While deceptively simple, Super Planet Crush is designed as a gateway drug into harder exoplanet-hunting exploits.
One of my many exoplanet systems at work, right before disaster struck. Image: Super Planet Crash
We're all hurtling at tens of thousands of miles an hour through a solar system of unfathomable complexity, one that's just a tiny part of a universe of completely incomprehensible size. Yes, space is mind-blowingly awesome, and deserving of every superlative you can throw at it. But it can also be hard to wrap you head around how it works on a visceral level, which is why I can't stop playing Super Planet Crash.
Super Planet Crash is a deceptively-simple browser game developed by Stefano Meschiari, a postdoctoral astronomer at UT Austin. The game lets users build model star systems that are governed by a Newtonian model of gravity; the goal is to get the highest score—more complex systems with larger bodies rack up more points—while also surviving for 500 years.
It's pretty easy to get one Earth-sized planet to rotate a star, but when you start sending larger bodies into orbit, things can decay quickly. As the search for exoplanets continues, it's a great way to show just how rare a working, complex star system actually is.
"While there are many, many physical bells and whistles that one could add to the simulation, at the most basic level the dynamics of planetary systems is dominated by the simple law of gravity one learns in school," Meschiari said over chat. "I think the simplicity of it is one of the things that appeal to both my friends working in astronomy, and the 'regular' people that are playing with it."
The project is an offshoot of Systemic, software designed to help researchers searching for exoplanets sift through data gleaned from the Keck and APF telescopes. The original Systemic console was written by Greg Laughlin, a professor of astronomy and astrophysics at the University of California, Santa Cruz, with development help from Meschiari, who was a grad student at the time. Meschiari also did much of the work on Systemic 2, a more advanced iteration of the software, as well as an online version.
"Systemic is the app that people can use to look at real data coming from telescopes around the world. I made it simple enough that even a student or amateur without training could use it. A lot of people enjoy using it, however it is still too technical and difficult for the casual user," Meschiari said.
"Hopefully people that play SPC then want to know more about exoplanets and perhaps even graduate to other online tools, like Systemic or Planet Hunters, or take one of the MOOC classes on exoplanets!" he added.
Meschiari said that, even though the game is targeted at more casual space fans who'd like to learn a bit more about planetary dynamics, his colleagues—you know, actual astronomers—love it.

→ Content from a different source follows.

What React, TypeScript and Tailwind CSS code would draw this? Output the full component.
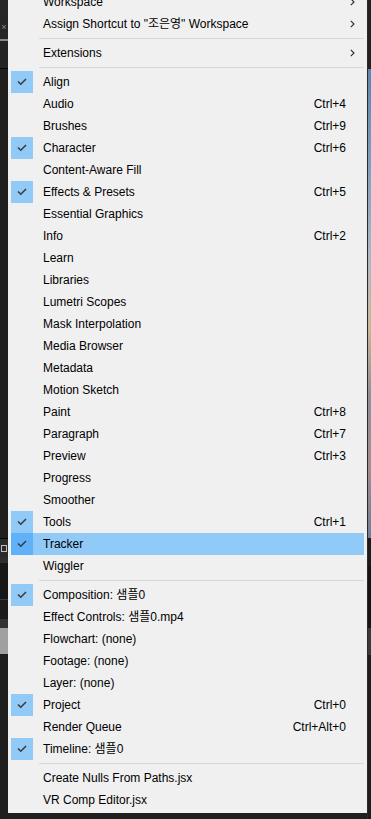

"People are berating me because it's making them waste valuable time when they should be writing proposals for the Hubble telescope," he said. "When I first sent it around to a few colleagues for beta testing, the department stopped for one afternoon."
Astronomers aren't the only ones stoked on the game. "The website has been brought down tens of time today and my web hosting account was temporarily suspended," he said. "In just eight hours yesterday I got almost 200,000 views, which is not too shabby for an astronomy game."
While Meschiari said SPC is currently one of the projects he works on in his spare time, he's hoping to get funding to help support its development, as well as make Systemic, the more serious app, more easily used by the layperson. (While Systemic Live does offer tutorials, it still takes a bit of work before the uninitiated can get started.)
Systemic Live is a powerful tool for exoplanet hunting, but it takes time to learn to use.
"I would really like to make the Systemic app less dry and technical, and more user-friendly and 'immersive.' Browsers today incorporate really sophisticated technology, like WebGL, that is just begging to be used for cool, realistic three-dimensional visualizations of data and exoplanetary systems," he said. "I've been talking with some of my colleagues about interesting, cool things to add to Super Planet Crash—like a binary stellar companion, or accretion of gas from an external disk—the possibilities are really endless!"
After playing off-and-on for much of the last 24 hours, it's clear just how difficult building a complex planetary system actually is. You might think you've got your ice giant orbiting nicely outside a packed habitable zone (bonus points for that!), but after a few years, the orbit might decay; throw in a few more planets, and you might get back to equilibrium, or everything might collapse. I asked Meschiari was the best strategy is, hoping to get an edge.
"You'll have to ask some of my colleagues that hold those 100,000,000 points scores!" he said. "I'm too impatient to play the game myself, so my score is tragically low!"
I suppose there's no better vote of support for the realism of an astronomy game than the fact that the best players are actual astronomers. But that's the point: By developing a game that actually shows people how star systems work, Meschiari created a clear stepping stone from casual exoplanet interest into actual hands-on study, which is made possible by Systemic. For current and future citizen scientists with an eye towards the stars, it's exciting to see such support from the pros.